– Конечно виновен! – воскликнул Парсонс, верноподданнически глядя на телескан. – Не считаешь же ты, что Партия может арестовать ни в чем не повинного человека? – Жабья физиономия его несколько успокоилась и даже приобрела выражение уязвленного праведника. – Мыслепреступление – ужасная вещь, старина, – назидательным тоном проговорил он. – Оно овладевает тобой изнутри. Ты можешь совершить его, даже не подозревая об этом. Знаешь, как это случилось со мной? Во сне! Да, во сне. И вот я, такой работящий, старающийся сделать все как положено, даже не знал, что подобная дрянь живет в моей голове…. И вот я, значит, начал говорить во сне. И знаешь, что, они сказали мне, я произнес? – Он понизил голос, как человек, вынужденный по медицинским причинам озвучить непристойность: – Долой Большого Брата. Да, я сказал это! И похоже, что не один раз. Но между нами, старина, я даже рад, что они взяли меня раньше, чем зараза пошла в рост. Знаешь, что я скажу им, когда меня поставят перед трибуналом? Спасибо, скажу я им, за то, что вы спасли меня, пока не стало слишком поздно!
– А кто тебя разоблачил? – поинтересовался Уинстон.
– Доченька моя, младшенькая, – пожаловался Парсонс со своего рода скорбной гордостью. – Подслушала сквозь замочную скважину. Услышала эти слова – и прямо утречком сдала меня патрулям. Толково для семилетней соплячки, правда? И я не в обиде на нее за это. По правде сказать, даже горжусь. В любом случае это значит, что я правильно воспитал ее… – Он нервно прошелся по камере, с вожделением поглядывая на унитаз. А потом спустил шорты со словами: – Прости, друг. Не могу больше терпеть. Это все ожидание.
Парсонс плюхнулся внушительной задницей на унитаз. Уинстон прикрыл лицо руками.
– Смит! – рявкнул голос из телескана. – 6079 Смит У.! Открыть лицо! Закрывать лицо в камере запрещено!
Уинстон открыл лицо. Парсонс обильно и с шумом воспользовался сортиром. Однако крышка оказалась с дефектом, и в камере на несколько часов воцарилась отвратительная вонь.
Парсонса убрали. Поступали и таинственным образом исчезали новые арестанты. Одна из них, женщина, была сразу определена в «комнату 101», и Уинстон заметил, как изменилось ее лицо, как она побледнела. Время шло, и если его поместили в эту камеру утром, то день должен был уже кончаться; если же это произошло днем, то было уже недалеко до полуночи. В камере оставалось шесть человек; все они вели себя очень тихо. Напротив Уинстона сидел мужчина, чье лицо с крупными зубами и практически без подбородка очень напоминало морду какого-то большого и безвредного грызуна. Его жирные, покрытые пятнами щеки заметно набухали книзу, так что нетрудно было поверить в то, что там он прячет кое-какой запас съестного. Робкий взгляд его бледно-серых глаз метался от лица к лицу; поймав ответный взгляд, он тут же отводил глаза.
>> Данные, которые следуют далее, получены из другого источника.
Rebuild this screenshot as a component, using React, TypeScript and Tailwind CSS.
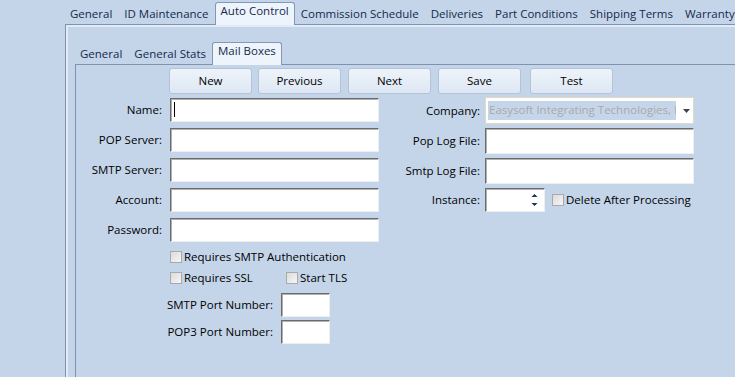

Дверь снова открылась, и ввели нового узника, от вида которого Уинстона на мгновение бросило в дрожь. Вроде бы обычный, ничем не выделяющийся инженер или какого-то рода техник. Пугало изможденное до предела лицо его, скорее напоминавшее череп. Благодаря худобе его глаза казались непропорционально большими; их наполняла убийственная и неумолимая ненависть к кому-то или к чему-то.
Человек этот опустился на скамью неподалеку от Уинстона, который не стал более на него смотреть, потому что измученное, похожее на череп лицо так впечаталось в его память, словно тот стоял прямо перед глазами.
Внезапно он понял, в чем дело. Человек умирал от голода. Похоже, что мысль эта пришла одновременно всем обитателям камеры, и они шевельнулись на скамьях. Взгляд лишенного подбородка узника то и дело обращался к изможденному лицу, тут же виновато прятался и снова возвращался обратно, повинуясь непреодолимому притяжению. Наконец он поднялся, неловко протопал по полу камеры, запустил руку в карман своего комбинезона и со смущением протянул грязный кусок хлеба истощенному человеку.
Телескан разразился оглушительным рыком. Лишенный подбородка заключенный буквально подпрыгнул на месте. Похожий на смерть человек мгновенно заложил руки за спину, как бы показывая всему миру, что он не принял этот подарок.
– Бамстед! – прогрохотал голос. – 2713 Бамстед Дж.! Брось на пол этот кусок хлеба!
Толстяк без подбородка уронил свой кусок хлеба на пол.
– Стоять на месте, – приказал голос. – Лицом к двери. Не шевелиться.